Using iGraph in python for community detection and writing community number for each node to CSV

CurtLH picture CurtLH · Aug 12, 2014 · Viewed 11.4k times · Source

I have an network that I would like to analyze using the edge_betweenness community detection algorithm in iGraph. I'm familiar with NetworkX, but am trying to learning iGraph because of it's additional community detection methods over NetworkX.

My ultimate goal is to run edge_betweenness community detection and find the optimal number of communities and write a CSV with community membership for each node in the graph.

Below is my code as it currently stands. Any help figuring out community membership is greatly appreciated.

input data ('network.txt'):

1 2
2 3
2 7
3 1
4 2
4 6
5 4
5 6
7 4
7 8
8 9
9 7
10 7
10 8
10 9

iGraph code

import igraph

# load data into a graph
g = igraph.Graph.Read_Ncol('network.txt')

# plot graph
igraph.plot(g)

igraph.plot(g)

# identify communities
communities = igraph.community_edge_betweenness()

# not really sure what to do next
num_communities = communities.optimal_count
communities.as_clustering(num_communities)

What do I need to do to find the optimal number of communities and write which community each node in the graph belongs to a list?

Answer

Tamás picture Tamás · Aug 12, 2014

You are on the right track; the optimal number of communities (where "optimal" is defined as "the number of communities that maximizes the modularity score) can be retrieved by communities.optimal_count and the community structure can be converted into a flat disjoint clustering using communities.as_clustering(num_communities). Actually, the number of communities can be omitted if it happens to be equal to communities.optimal_count. Once you've done that, you get a VertexClustering object with a membership property which gives you the cluster index for each vertex in the graph.

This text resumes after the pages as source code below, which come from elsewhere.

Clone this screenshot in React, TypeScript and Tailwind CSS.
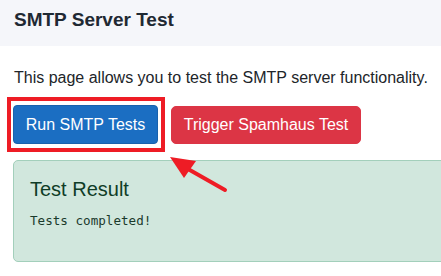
// SMTP server test page: header, intro text, action buttons, result panel
// plus the red annotation box + arrow from the screenshot

export default function App() {
  return (
    <div className="relative w-[441px] h-[276px] overflow-hidden bg-white font-['Liberation_Sans',Arial,sans-serif] text-[#212529]">
      {/* Top bar */}
      <div className="h-[46px] bg-[#f5f6fa] px-[14px] pt-[8px]">
        <h1 className="text-[19px] leading-[24px] font-bold text-[#1f2933]">SMTP Server Test</h1>
      </div>

      <div className="px-[13px] pt-[20px]">
        <p className="pl-px text-[16px] leading-[24px]">This page allows you to test the SMTP server functionality.</p>

        {/* Actions */}
        <div className="relative mt-[15px] flex gap-[13px]">
          <button className="h-[39px] w-[145px] rounded-[4px] border border-[#1861ac] bg-[#1b6ec2] text-[16px] text-white">
            Run SMTP Tests
          </button>
          <button className="mt-px h-[38px] w-[190px] rounded-[5px] border border-[#dc3545] bg-[#dc3545] text-[16px] text-white">
            Trigger Spamhaus Test
          </button>
          {/* annotation frame */}
          <div className="pointer-events-none absolute left-[-6px] top-[-8px] h-[55px] w-[158px] border-4 border-[#ee1c25]" />
        </div>

        {/* Result panel */}
        <div className="mt-[16px] h-[102px] w-[460px] rounded-[5px] border border-[#a3cfbb] bg-[#d1e7dd] px-[16px] pt-[16px] text-[#0f3d27]">
          <h4 className="text-[20px] leading-[24px]">Test Result</h4>
          <pre className="mt-[11px] font-['DejaVu_Sans_Mono',monospace] text-[12.6px] leading-[18px] text-[#1a3a2c]">Tests completed!</pre>
        </div>
      </div>

      {/* annotation arrow */}
      <svg className="pointer-events-none absolute left-0 top-0" width="441" height="276" viewBox="0 0 441 276">
        <line x1="188" y1="169" x2="225" y2="190" stroke="#ee1c25" strokeWidth="4" strokeLinecap="round" />
        <polygon points="170,157 196,161 184,178" fill="#ee1c25" />
      </svg>
    </div>
  )
}
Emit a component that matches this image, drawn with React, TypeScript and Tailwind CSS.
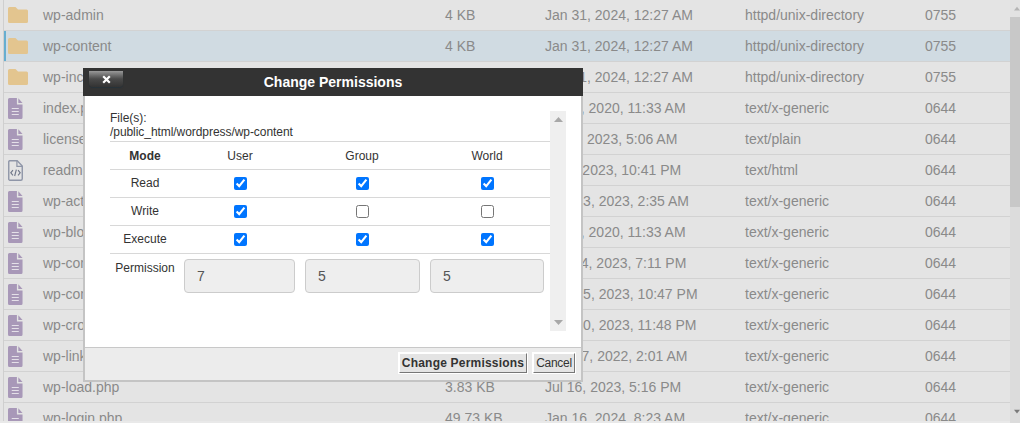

For sake of clarity, I'm renaming your communities variable to dendrogram because the edge betweenness community detection algorithm actually produces a dendrogram::

# calculate dendrogram
dendrogram = graph.community_edge_betweenness()
# convert it into a flat clustering
clusters = dendrogram.as_clustering()
# get the membership vector
membership = clusters.membership

Now we can start writing the membership vector along with the node names into a CSV file::

import csv
from itertools import izip

writer = csv.writer(open("output.csv", "wb"))
for name, membership in izip(graph.vs["name"], membership):
    writer.writerow([name, membership])

If you are using Python 3, use zip instead of izip and there is no need to import itertools.